**REQUIREMENT**
Omit the pictures from the entries below and retype everything else exactly.

** BEGIN RECORDS FOR THE TASK **

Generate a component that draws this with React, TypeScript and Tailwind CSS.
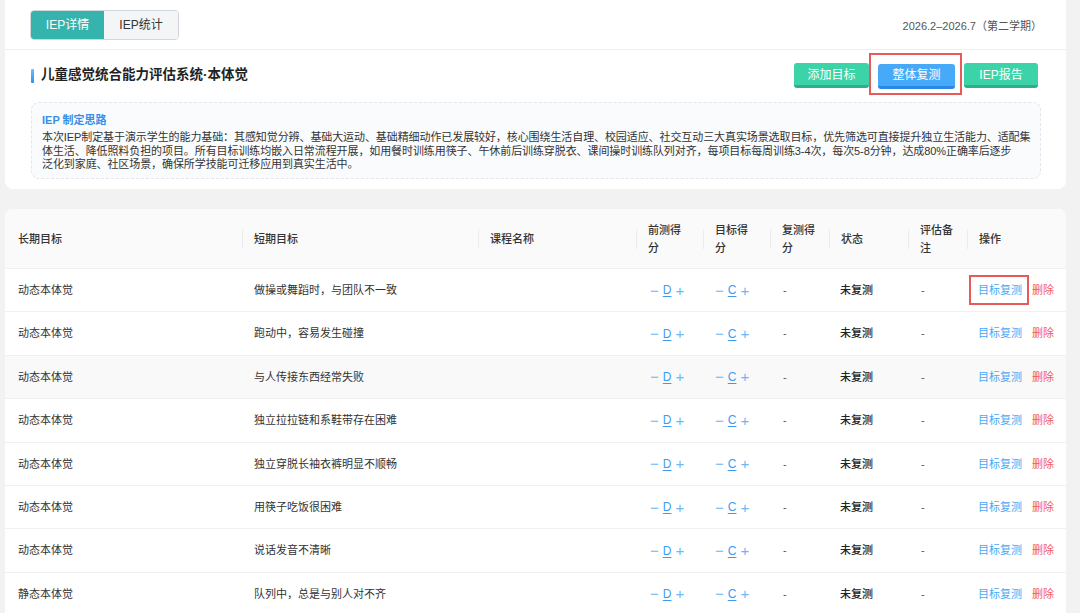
import React from "react";

const FONT = { fontFamily: '"Liberation Sans", "Noto Sans CJK SC", sans-serif' };

const rows: [string, string][] = [
  ["动态本体觉", "做操或舞蹈时，与团队不一致"],
  ["动态本体觉", "跑动中，容易发生碰撞"],
  ["动态本体觉", "与人传接东西经常失败"],
  ["动态本体觉", "独立拉拉链和系鞋带存在困难"],
  ["动态本体觉", "独立穿脱长袖衣裤明显不顺畅"],
  ["动态本体觉", "用筷子吃饭很困难"],
  ["动态本体觉", "说话发音不清晰"],
  ["静态本体觉", "队列中，总是与别人对不齐"],
];

const COLS = "grid grid-cols-[237px_236px_158px_67px_67px_59px_79px_59px_1fr]";

function Score({ v }: { v: string }) {
  return (
    <div className="flex items-center gap-[4px] text-[12px]">
      <span className="text-[#6db8f4] text-[15px] leading-none font-light">−</span>
      <span className="text-[#3d9cf0] underline underline-offset-2">{v}</span>
      <span className="text-[#6db8f4] text-[15px] leading-none font-light">+</span>
    </div>
  );
}

function Head({ children, divider = true }: { children: React.ReactNode; divider?: boolean }) {
  return (
    <div className="relative flex items-center pl-[12px] text-[11px] leading-[18px] font-medium text-[#333]">
      {divider && <span className="absolute left-0 top-1/2 -translate-y-1/2 h-[20px] w-px bg-[#ececec]" />}
      <div>{children}</div>
    </div>
  );
}

export default function App() {
  return (
    <div className="min-h-[613px] w-[1080px] bg-[#f2f2f2] pl-[5px] pr-[14px] overflow-hidden" style={FONT}>
      {/* Top card */}
      <div className="bg-white rounded-b-lg">
        <div className="h-[50px] border-b border-[#efefef] flex items-center justify-between pl-[25px] pr-[24px]">
          <div className="flex h-[30px] rounded-[4px] border border-[#d3d6db] overflow-hidden text-[12px]">
            <div className="w-[73px] bg-[#35b3ad] text-white flex items-center justify-center">IEP详情</div>
            <div className="w-[74px] bg-[#f4f5f7] text-[#333] flex items-center justify-center">IEP统计</div>
          </div>
          <div className="text-[11px] text-[#555] pt-[3px]">2026.2–2026.7（第二学期）</div>
        </div>
        <div className="pl-[26px] pr-[25px] pt-[13px] pb-[10px]">
          <div className="flex items-center justify-between h-[25px] pr-[3px]">
            <div className="flex items-center gap-[7px]">
              <span className="w-[3px] h-[14px] rounded-[1px] bg-gradient-to-b from-[#6cc0ff] to-[#2e8ef0]" />
              <span className="text-[13.5px] font-bold text-[#222]">儿童感觉统合能力评估系统·本体觉</span>
            </div>
            <div className="flex items-center gap-[9px]">
              <button className="w-[75px] h-[25px] rounded-[3px] bg-[#3dd3a8] border-b-[3px] border-[#2eaf8a] text-white text-[12px] pt-[1px]">添加目标</button>
              <div className="relative">
                <button className="w-[77px] h-[25px] rounded-[3px] bg-[#47aaf8] border-b-[3px] border-[#2c88e6] text-white text-[12px] pt-[1px]">整体复测</button>
                <span className="absolute left-[-9px] top-[-9px] w-[93px] h-[42px] border-2 border-[#e8595a]" />
              </div>
              <button className="w-[74px] h-[25px] rounded-[3px] bg-[#3dd3a8] border-b-[3px] border-[#2eaf8a] text-white text-[12px] pt-[1px]">IEP报告</button>
            </div>
          </div>
          <div className="mt-[14px] h-[77px] rounded-[8px] border border-dashed border-[#e3e6ec] bg-[#fafbfd] px-[10px] pt-[10px]">
            <div className="text-[11px] font-bold text-[#3a8ee6] leading-[15px]">IEP 制定思路</div>
            <div className="mt-[3px] text-[11px] leading-[13.5px] text-[#333] whitespace-nowrap tracking-[-0.09px]">
              <div>本次IEP制定基于演示学生的能力基础：其感知觉分辨、基础大运动、基础精细动作已发展较好，核心围绕生活自理、校园适应、社交互动三大真实场景选取目标，优先筛选可直接提升独立生活能力、适配集</div>
              <div>体生活、降低照料负担的项目。所有目标训练均嵌入日常流程开展，如用餐时训练用筷子、午休前后训练穿脱衣、课间操时训练队列对齐，每项目标每周训练3-4次，每次5-8分钟，达成80%正确率后逐步</div>
              <div>泛化到家庭、社区场景，确保所学技能可迁移应用到真实生活中。</div>
            </div>
          </div>
        </div>
      </div>

      {/* Table card */}
      <div className="mt-[20px] bg-white rounded-t-lg overflow-hidden">
        <div className={`${COLS} h-[60px] bg-[#fafafa] border-b border-[#f0f0f0]`}>
          <Head divider={false}><span className="pl-[1px]">长期目标</span></Head>
          <Head>短期目标</Head>
          <Head>课程名称</Head>
          <Head>前测得<br />分</Head>
          <Head>目标得<br />分</Head>
          <Head>复测得<br />分</Head>
          <Head>状态</Head>
          <Head>评估备<br />注</Head>
          <Head>操作</Head>
        </div>
        {rows.map(([a, b], i) => (
          <div
            key={i}
            className={`${COLS} h-[43.4px] border-b border-[#f0f0f0] text-[11px] text-[#333] ${i === 2 ? "bg-[#f9f9f9]" : "bg-white"}`}
          >
            <div className="flex items-center pl-[13px]">{a}</div>
            <div className="flex items-center pl-[12px]">{b}</div>
            <div />
            <div className="flex items-center pl-[14px]"><Score v="D" /></div>
            <div className="flex items-center pl-[12px]"><Score v="C" /></div>
            <div className="flex items-center pl-[13px] text-[#555]">-</div>
            <div className="flex items-center pl-[11px] font-medium text-[#222]">未复测</div>
            <div className="flex items-center pl-[13px] text-[#555]">-</div>
            <div className="flex items-center pl-[11px] gap-[10px]">
              <span className="relative text-[#4aa8f5]">
                目标复测
                {i === 0 && <span className="absolute left-[-9px] right-[-7px] top-[-7px] bottom-[-7px] border-2 border-[#e8595a]" />}
              </span>
              <span className="text-[#f25c5c]">删除</span>
            </div>
          </div>
        ))}
      </div>
    </div>
  );
}
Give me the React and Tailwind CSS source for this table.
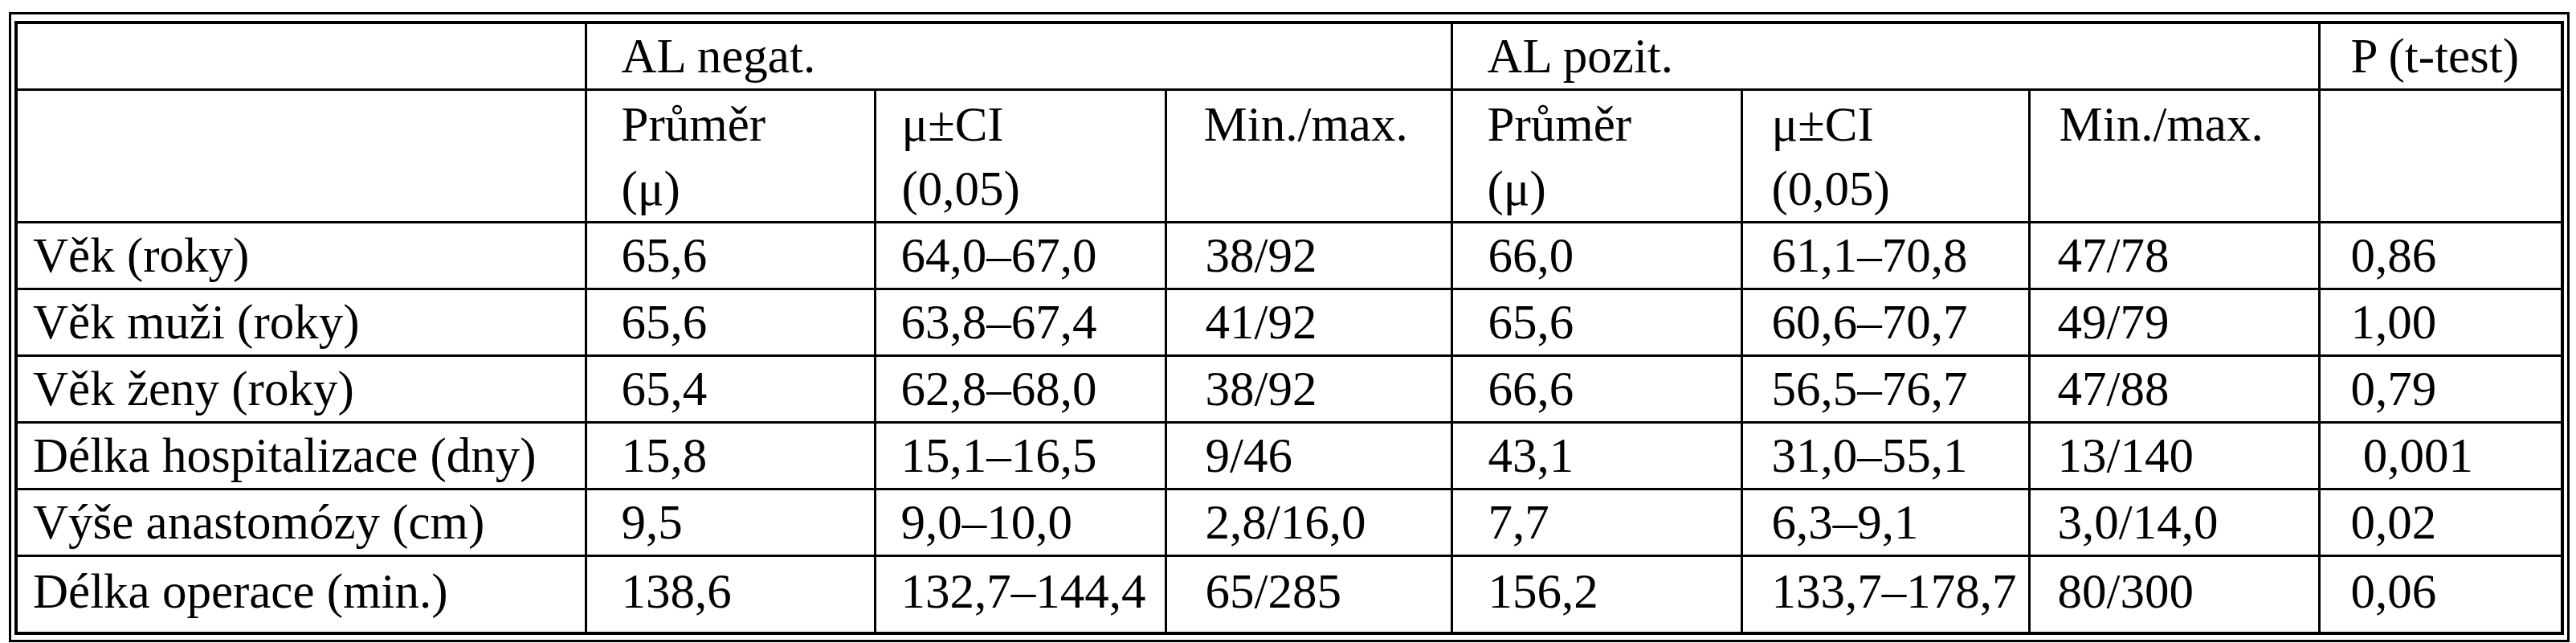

** END RECORDS FOR THE TASK **

**WRITTEN RESPONSE**
Generate a component that draws this with React, TypeScript and Tailwind CSS.
import React from "react";

const FONT = { fontFamily: '"Liberation Sans", "Noto Sans CJK SC", sans-serif' };

const rows: [string, string][] = [
  ["动态本体觉", "做操或舞蹈时，与团队不一致"],
  ["动态本体觉", "跑动中，容易发生碰撞"],
  ["动态本体觉", "与人传接东西经常失败"],
  ["动态本体觉", "独立拉拉链和系鞋带存在困难"],
  ["动态本体觉", "独立穿脱长袖衣裤明显不顺畅"],
  ["动态本体觉", "用筷子吃饭很困难"],
  ["动态本体觉", "说话发音不清晰"],
  ["静态本体觉", "队列中，总是与别人对不齐"],
];

const COLS = "grid grid-cols-[237px_236px_158px_67px_67px_59px_79px_59px_1fr]";

function Score({ v }: { v: string }) {
  return (
    <div className="flex items-center gap-[4px] text-[12px]">
      <span className="text-[#6db8f4] text-[15px] leading-none font-light">−</span>
      <span className="text-[#3d9cf0] underline underline-offset-2">{v}</span>
      <span className="text-[#6db8f4] text-[15px] leading-none font-light">+</span>
    </div>
  );
}

function Head({ children, divider = true }: { children: React.ReactNode; divider?: boolean }) {
  return (
    <div className="relative flex items-center pl-[12px] text-[11px] leading-[18px] font-medium text-[#333]">
      {divider && <span className="absolute left-0 top-1/2 -translate-y-1/2 h-[20px] w-px bg-[#ececec]" />}
      <div>{children}</div>
    </div>
  );
}

export default function App() {
  return (
    <div className="min-h-[613px] w-[1080px] bg-[#f2f2f2] pl-[5px] pr-[14px] overflow-hidden" style={FONT}>
      {/* Top card */}
      <div className="bg-white rounded-b-lg">
        <div className="h-[50px] border-b border-[#efefef] flex items-center justify-between pl-[25px] pr-[24px]">
          <div className="flex h-[30px] rounded-[4px] border border-[#d3d6db] overflow-hidden text-[12px]">
            <div className="w-[73px] bg-[#35b3ad] text-white flex items-center justify-center">IEP详情</div>
            <div className="w-[74px] bg-[#f4f5f7] text-[#333] flex items-center justify-center">IEP统计</div>
          </div>
          <div className="text-[11px] text-[#555] pt-[3px]">2026.2–2026.7（第二学期）</div>
        </div>
        <div className="pl-[26px] pr-[25px] pt-[13px] pb-[10px]">
          <div className="flex items-center justify-between h-[25px] pr-[3px]">
            <div className="flex items-center gap-[7px]">
              <span className="w-[3px] h-[14px] rounded-[1px] bg-gradient-to-b from-[#6cc0ff] to-[#2e8ef0]" />
              <span className="text-[13.5px] font-bold text-[#222]">儿童感觉统合能力评估系统·本体觉</span>
            </div>
            <div className="flex items-center gap-[9px]">
              <button className="w-[75px] h-[25px] rounded-[3px] bg-[#3dd3a8] border-b-[3px] border-[#2eaf8a] text-white text-[12px] pt-[1px]">添加目标</button>
              <div className="relative">
                <button className="w-[77px] h-[25px] rounded-[3px] bg-[#47aaf8] border-b-[3px] border-[#2c88e6] text-white text-[12px] pt-[1px]">整体复测</button>
                <span className="absolute left-[-9px] top-[-9px] w-[93px] h-[42px] border-2 border-[#e8595a]" />
              </div>
              <button className="w-[74px] h-[25px] rounded-[3px] bg-[#3dd3a8] border-b-[3px] border-[#2eaf8a] text-white text-[12px] pt-[1px]">IEP报告</button>
            </div>
          </div>
          <div className="mt-[14px] h-[77px] rounded-[8px] border border-dashed border-[#e3e6ec] bg-[#fafbfd] px-[10px] pt-[10px]">
            <div className="text-[11px] font-bold text-[#3a8ee6] leading-[15px]">IEP 制定思路</div>
            <div className="mt-[3px] text-[11px] leading-[13.5px] text-[#333] whitespace-nowrap tracking-[-0.09px]">
              <div>本次IEP制定基于演示学生的能力基础：其感知觉分辨、基础大运动、基础精细动作已发展较好，核心围绕生活自理、校园适应、社交互动三大真实场景选取目标，优先筛选可直接提升独立生活能力、适配集</div>
              <div>体生活、降低照料负担的项目。所有目标训练均嵌入日常流程开展，如用餐时训练用筷子、午休前后训练穿脱衣、课间操时训练队列对齐，每项目标每周训练3-4次，每次5-8分钟，达成80%正确率后逐步</div>
              <div>泛化到家庭、社区场景，确保所学技能可迁移应用到真实生活中。</div>
            </div>
          </div>
        </div>
      </div>

      {/* Table card */}
      <div className="mt-[20px] bg-white rounded-t-lg overflow-hidden">
        <div className={`${COLS} h-[60px] bg-[#fafafa] border-b border-[#f0f0f0]`}>
          <Head divider={false}><span className="pl-[1px]">长期目标</span></Head>
          <Head>短期目标</Head>
          <Head>课程名称</Head>
          <Head>前测得<br />分</Head>
          <Head>目标得<br />分</Head>
          <Head>复测得<br />分</Head>
          <Head>状态</Head>
          <Head>评估备<br />注</Head>
          <Head>操作</Head>
        </div>
        {rows.map(([a, b], i) => (
          <div
            key={i}
            className={`${COLS} h-[43.4px] border-b border-[#f0f0f0] text-[11px] text-[#333] ${i === 2 ? "bg-[#f9f9f9]" : "bg-white"}`}
          >
            <div className="flex items-center pl-[13px]">{a}</div>
            <div className="flex items-center pl-[12px]">{b}</div>
            <div />
            <div className="flex items-center pl-[14px]"><Score v="D" /></div>
            <div className="flex items-center pl-[12px]"><Score v="C" /></div>
            <div className="flex items-center pl-[13px] text-[#555]">-</div>
            <div className="flex items-center pl-[11px] font-medium text-[#222]">未复测</div>
            <div className="flex items-center pl-[13px] text-[#555]">-</div>
            <div className="flex items-center pl-[11px] gap-[10px]">
              <span className="relative text-[#4aa8f5]">
                目标复测
                {i === 0 && <span className="absolute left-[-9px] right-[-7px] top-[-7px] bottom-[-7px] border-2 border-[#e8595a]" />}
              </span>
              <span className="text-[#f25c5c]">删除</span>
            </div>
          </div>
        ))}
      </div>
    </div>
  );
}
Give me the React and Tailwind CSS source for this table.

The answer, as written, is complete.